Main

Credit: NPG

Enteropathogenic Escherichia coli (EPEC) can cause moderate-to-severe diarrhoea, which can sometimes be fatal, and is characterized by the presence of the locus of enterocyte effacement (LEE) pathogenicity island, which encodes a type III secretion system (T3SS) and various cognate effectors. The EPEC pathovar is generally distinguished from enterohaemorrhagic E. coli (EHEC) by the absence of shiga toxin (stx) and can itself be subdivided into typical EPEC (tEPEC), which has the plasmid-encoded bundle-forming pilus (BFP), and atypical EPEC (aEPEC), which does not. However, two new genomics studies suggest that the diversity of EPEC lineages and the genetic basis of virulence are more complex than is indicated by the tEPEC–aEPEC classification.

Ingle et al.1 sequenced 196 aEPEC isolates from the Global Enteric Multicenter Study2 (GEMS) using the Illumina HiSeq platform and analysed these data together with sequences from an E. coli reference panel. They identified ten common clonal groups that accounted for 71% of the isolates; these isolates were widely distributed both geographically and throughout the E. coli phylogeny. By analysing the phylogeny of LEE in the context of de novo-assembled genomes, the authors found that LEE had inserted into the genome only once in each clonal group, at one of three conserved sites. The LEE phylogeny enabled the classification of the aEPEC isolates into three major lineages. The lineages could be further divided into 30 subtypes, each with a distinct set of non-LEE effectors that are encoded elsewhere in the genome. Four of the clonal groups had isolates with bfpA or stx, which indicates that some aEPEC lineages may have acquired the BFP-encoding plasmid and/or stx. The varied composition of non-LEE virulence genes may therefore influence the virulence of EPEC lineages.
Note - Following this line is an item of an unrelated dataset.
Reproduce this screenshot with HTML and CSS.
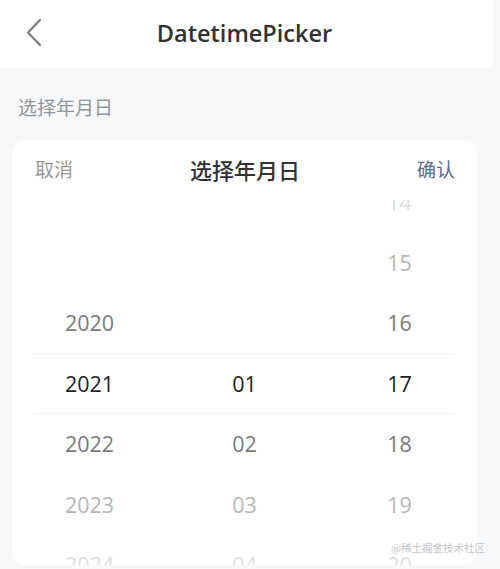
FILE: index.html
```html
<!DOCTYPE html>
<html lang="zh-CN">
<head>
<meta charset="utf-8">
<title>DatetimePicker</title>
<link rel="stylesheet" href="styles.css">
</head>
<body>
<header class="nav">
  <span class="nav-left">
    <svg class="back" width="18" height="30" viewBox="0 0 18 30" aria-hidden="true">
      <path d="M15 2 L3 14.5 L15 27" fill="none" stroke="#7d7e80" stroke-width="2.2" stroke-linecap="round" stroke-linejoin="round"/>
    </svg>
  </span>
  <h1 class="nav-title">DatetimePicker</h1>
  <span class="nav-right"></span>
</header>

<main class="demo">
  <h2 class="block-title">选择年月日</h2>
  <section class="picker">
    <div class="toolbar">
      <span class="btn cancel">取消</span>
      <span class="picker-title">选择年月日</span>
      <span class="btn confirm">确认</span>
    </div>
    <div class="columns">
      <ul class="column">
        <li class="item"></li>
        <li class="item"></li>
        <li class="item d1">2020</li>
        <li class="item d0">2021</li>
        <li class="item d1">2022</li>
        <li class="item d2">2023</li>
        <li class="item d3">2024</li>
      </ul>
      <ul class="column">
        <li class="item"></li>
        <li class="item"></li>
        <li class="item"></li>
        <li class="item d0">01</li>
        <li class="item d1">02</li>
        <li class="item d2">03</li>
        <li class="item d3">04</li>
      </ul>
      <ul class="column">
        <li class="item d3">14</li>
        <li class="item d2">15</li>
        <li class="item d1">16</li>
        <li class="item d0">17</li>
        <li class="item d1">18</li>
        <li class="item d2">19</li>
        <li class="item d3">20</li>
      </ul>
      <div class="frame"></div>
    </div>
  </section>
  <span class="watermark">@稀土掘金技术社区</span>
</main>
</body>
</html>
```

FILE: styles.css
```css
* {
  box-sizing: border-box;
}

html, body {
  margin: 0;
  padding: 0;
}

body {
  background: #f7f8fa;
  font-family: "Open Sans", "Noto Sans CJK SC", sans-serif;
  color: #323233;
  overflow: hidden;
}

.nav {
  width: 493px;
  height: 68px;
  background: #ffffff;
  display: grid;
  grid-template-columns: 1fr auto 1fr;
  align-items: center;
}

.nav-left {
  display: flex;
  align-items: center;
  padding-left: 25px;
  padding-bottom: 2px;
}

.back {
  display: block;
}

.nav-title {
  margin: 0;
  font-size: 23.5px;
  font-weight: 600;
  color: #323233;
  line-height: 30px;
  padding-bottom: 3px;
  padding-right: 4px;
}

.demo {
  position: relative;
  padding: 0;
}

.block-title {
  margin: 0;
  padding: 28px 18px 22px;
  font-size: 19px;
  line-height: 22px;
  font-weight: 400;
  color: #8f979c;
  font-family: "Noto Sans CJK SC", sans-serif;
}

.picker {
  margin-left: 12px;
  width: 465px;
  background: #ffffff;
  border-radius: 12px;
  overflow: hidden;
}

.toolbar {
  height: 60px;
  display: flex;
  align-items: center;
  justify-content: space-between;
  padding: 0 22px 2px 23px;
  font-family: "Noto Sans CJK SC", sans-serif;
}

.btn {
  font-size: 19px;
  line-height: 24px;
}

.cancel {
  color: #969799;
}

.confirm {
  color: #576b95;
}

.picker-title {
  font-size: 22px;
  font-weight: 500;
  color: #323233;
  line-height: 26px;
}

.columns {
  position: relative;
  height: 365px;
  display: grid;
  grid-template-columns: 1fr 1fr 1fr;
  overflow: hidden;
}

.column {
  list-style: none;
  margin: -28px 0 0;
  padding: 0;
}

.item {
  height: 60.5px;
  line-height: 60.5px;
  text-align: center;
  font-size: 21.5px;
  color: #323233;
}

.d0 {
  color: #1e1e1e;
}

.d1 {
  color: #7a7a7a;
}

.d2 {
  color: #b6b6b6;
}

.d3 {
  color: #dedede;
}

.frame {
  position: absolute;
  left: 22px;
  right: 22px;
  top: 153px;
  height: 61px;
  border-top: 1px solid #eeeff2;
  border-bottom: 1px solid #eeeff2;
  pointer-events: none;
}

.watermark {
  position: absolute;
  left: 391px;
  top: 473px;
  font-family: "Noto Sans CJK SC", sans-serif;
  font-size: 10.5px;
  line-height: 14px;
  color: #c4c4c4;
  white-space: nowrap;
  text-shadow: 0 0 2px #ffffff;
}
```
In a second study, Hazen et al.3 sequenced 70 EPEC isolates from the GEMS using the Illumina HiSeq platform, including isolates associated with 24 lethal infections, 23 non-lethal but symptomatic infections and 23 asymptomatic infections. Phylogenetic analysis of these isolates together with previously sequenced E. coli and Shigella spp. isolates revealed a greater diversity within the GEMS isolates than within prototype E. coli strains. Using an established multilocus sequence typing-based phylogeny of six lineages (EPEC1–6), the authors discovered that only 27 of the GEMS isolates clustered in these lineages. They proposed an additional four lineages (EPEC7–10) to describe 29 of the remaining isolates. However, 14 isolates, mostly from asymptomatic infections, did not cluster in any lineage, and almost half of these isolates lacked bfpA. Further analysis of this gene revealed no lineage specificity, which suggests that bfpA (and probably the plasmid on which it is encoded) may be subject to several independent loss and acquisition events in different lineages, as was also suggested by the findings of Ingle et al.1.

Using a comparative genomic analysis known as a large-scale BLAST score ratio4 analysis, a core genome composed of 1,080 gene clusters was analysed alongside clinical outcomes. Although some gene clusters were more prevalent in lethal and/or symptomatic infections, none of these gene clusters was associated solely with a single clinical outcome, which may suggest that no single gene or gene cluster is responsible for the severity of the clinical outcome. The authors propose that the clinical outcome may instead rely on the concerted function of several genomic regions and/or host factors, which may explain how EPEC from diverse lineages can produce similar clinical outcomes to one another.

Together, these two detailed genomic analyses highlight a possible oversimplification in the traditional division of the EPEC pathovar into aEPEC and tEPEC based on the presence or absence of BFP. Furthermore the analyses suggest that classifying EPEC as distinct from other E. coli pathovars on the basis of whether LEE is present in the genome may similarly be an oversimplification.